Fragmentation and too many competitors in the European logistics market is constraining industry development and making it more difficult to achieve net zero goals, according to Automotive Logistics’ new research.
The European Automotive Logistics Market Report 2023-2033 found that across both inbound and outbound logistics, the leading companies in the industry have single-digit market shares. Due to this over-abundance of competitors, price competition is getting more intense and making it more difficult for the industry to achieve profitable margins.
The leading nine companies in inbound component logistics make up a market share of just 32.4%, and all of the largest players have market shares in low single digits, illustrating that there is no clear dominant market leader.
The outbound finished vehicle logistics (FVL) market is similarly fragmented, with the leading ten outbound FVL firms holding just 48.4% of the overall market.
In the short term, many FVL companies in particular are operating on fixed price contracts within a rapidly inflationary climate, meaning more operators are working with slim margins, at break-even or at a loss.

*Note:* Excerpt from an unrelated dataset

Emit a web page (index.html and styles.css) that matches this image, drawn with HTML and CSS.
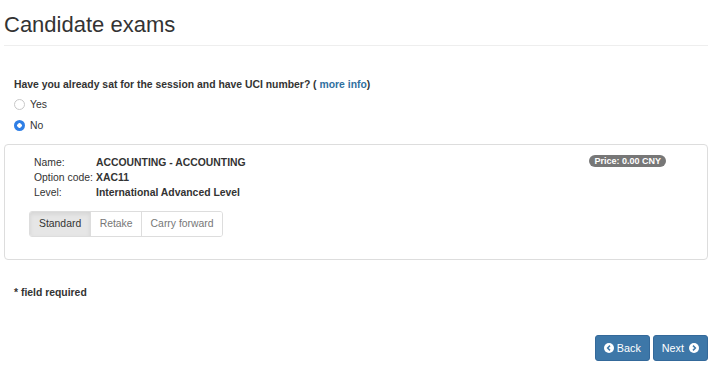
FILE: index.html
```html
<!DOCTYPE html>
<html>
<head>
<meta charset="utf-8">
<link rel="stylesheet" href="styles.css">
</head>
<body>
<div class="page">
  <h1 class="title">Candidate exams</h1>
  <div class="content">
    <p class="question">Have you already sat for the session and have UCI number? ( <a class="link" href="#">more info</a>)</p>
    <label class="radio"><span class="radio-dot"></span>Yes</label>
    <label class="radio"><span class="radio-dot checked"></span>No</label>
  </div>
  <div class="card">
    <div class="card-row">
      <div class="details">
        <div class="detail"><span class="dl">Name:</span><span class="dv">ACCOUNTING - ACCOUNTING</span></div>
        <div class="detail"><span class="dl">Option code:</span><span class="dv">XAC11</span></div>
        <div class="detail"><span class="dl">Level:</span><span class="dv">International Advanced Level</span></div>
        <div class="btn-group">
          <span class="seg active">Standard</span>
          <span class="seg">Retake</span>
          <span class="seg">Carry forward</span>
        </div>
      </div>
      <div class="price"><span class="badge">Price: 0.00 CNY</span></div>
    </div>
  </div>
  <p class="required">* field required</p>
  <div class="actions">
    <button class="btn"><svg class="ico" viewBox="0 0 16 16"><circle cx="8" cy="8" r="8" fill="#fff"/><path d="M9.6 4.2 L5.8 8 L9.6 11.8" stroke="#3d77a8" stroke-width="2.4" fill="none"/></svg>Back</button>
    <button class="btn">Next<svg class="ico right" viewBox="0 0 16 16"><circle cx="8" cy="8" r="8" fill="#fff"/><path d="M6.4 4.2 L10.2 8 L6.4 11.8" stroke="#3d77a8" stroke-width="2.4" fill="none"/></svg></button>
  </div>
</div>
</body>
</html>
```
FILE: styles.css
```css
* { box-sizing: border-box; }
body {
  margin: 0;
  font-family: "Liberation Sans", Arial, sans-serif;
  color: #333;
  background: #fff;
}
.page { width: 723px; }
.title {
  margin: 0 15px 0 4px;
  padding: 13px 0 8px;
  font-size: 22px;
  font-weight: normal;
  line-height: 24px;
  border-bottom: 1px solid #eee;
}
.content { padding: 0 14px; }
.question {
  margin: 32px 0 0;
  font-size: 10.4px;
  font-weight: bold;
  line-height: 14px;
}
.link { color: #31709f; text-decoration: none; }
.radio {
  display: flex;
  align-items: center;
  font-size: 10.4px;
  height: 13px;
  margin-top: 6px;
}
.radio + .radio { margin-top: 8px; }
.radio-dot {
  width: 11px;
  height: 11px;
  border-radius: 50%;
  border: 1px solid #c8c8c8;
  margin-right: 5px;
  background: #fff;
}
.radio-dot.checked {
  border: none;
  background: radial-gradient(circle, #fff 0 2px, #2f7fe6 2.5px);
}
.card {
  margin: 12px 15px 0 4px;
  border: 1px solid #ddd;
  border-radius: 4px;
  padding: 10px 41px 21px 29px;
  height: 116px;
}
.card-row { display: flex; justify-content: space-between; align-items: flex-start; }
.detail {
  display: flex;
  font-size: 10.4px;
  line-height: 15px;
  white-space: nowrap;
}
.dl { width: 62px; flex: none; }
.dv { font-weight: bold; }
.btn-group {
  display: inline-flex;
  margin-top: 11px;
  margin-left: -5px;
  border: 1px solid #ddd;
  border-radius: 3px;
  overflow: hidden;
}
.seg {
  font-size: 10.4px;
  line-height: 24px;
  padding: 0 8.5px;
  color: #777;
  background: #fff;
}
.seg + .seg { border-left: 1px solid #ddd; }
.seg.active {
  padding: 0 9px;
  color: #333;
  background: #e6e6e6;
  box-shadow: inset 0 2px 4px rgba(0,0,0,.08);
}
.price { display: flex; }
.badge {
  display: inline-block;
  background: #777;
  color: #fff;
  font-size: 9px;
  font-weight: bold;
  line-height: 12px;
  padding: 0 5px;
  border-radius: 7px;
}
.required {
  margin: 26px 0 0 14px;
  font-size: 10.4px;
  font-weight: bold;
  line-height: 14px;
}
.actions {
  display: flex;
  justify-content: flex-end;
  gap: 3px;
  margin: 35px 15px 0 0;
}
.btn {
  display: inline-flex;
  align-items: center;
  height: 26px;
  padding: 0 8px;
  background: #3d77a8;
  border: 1px solid #34699a;
  border-radius: 3px;
  color: #fff;
  font-family: "Liberation Sans", Arial, sans-serif;
  font-size: 10.8px;
}
.ico { width: 10px; height: 10px; margin-right: 3px; }
.ico.right { margin: 0 0 0 5px; }
```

This is contributing to a lack of asset capacity in FVL as there is a reluctance and lack of investment to expand fleets. Similarly, optimising fleets requires investment in digitalisation and tracking technologies to improve visibility and transparency, but the confidence to invest is limited.
The problem is also affecting companies involved in inbound logistics, too. “For example, within inbound logistics, the leading nine companies account for only 33% of the market,” said Daniel Harrison, inhouse automotive analyst, Automotive Logistics. “This highly fragmented sector creates a particular set of industry characteristics which explain many of the challenges automotive logistics operators face within the market space.”
The market is also being negatively affected over the medium to long term too. A lack of investment also threatens transitioning towards a sustainable net zero future. Meeting sustainability targets requires funding for green fleets, fuels, technology and infrastructure, as well as industry-wide collaboration. But this is particularly challenging to accomplish when the industry is so fragmented and uncoordinated in its strategy.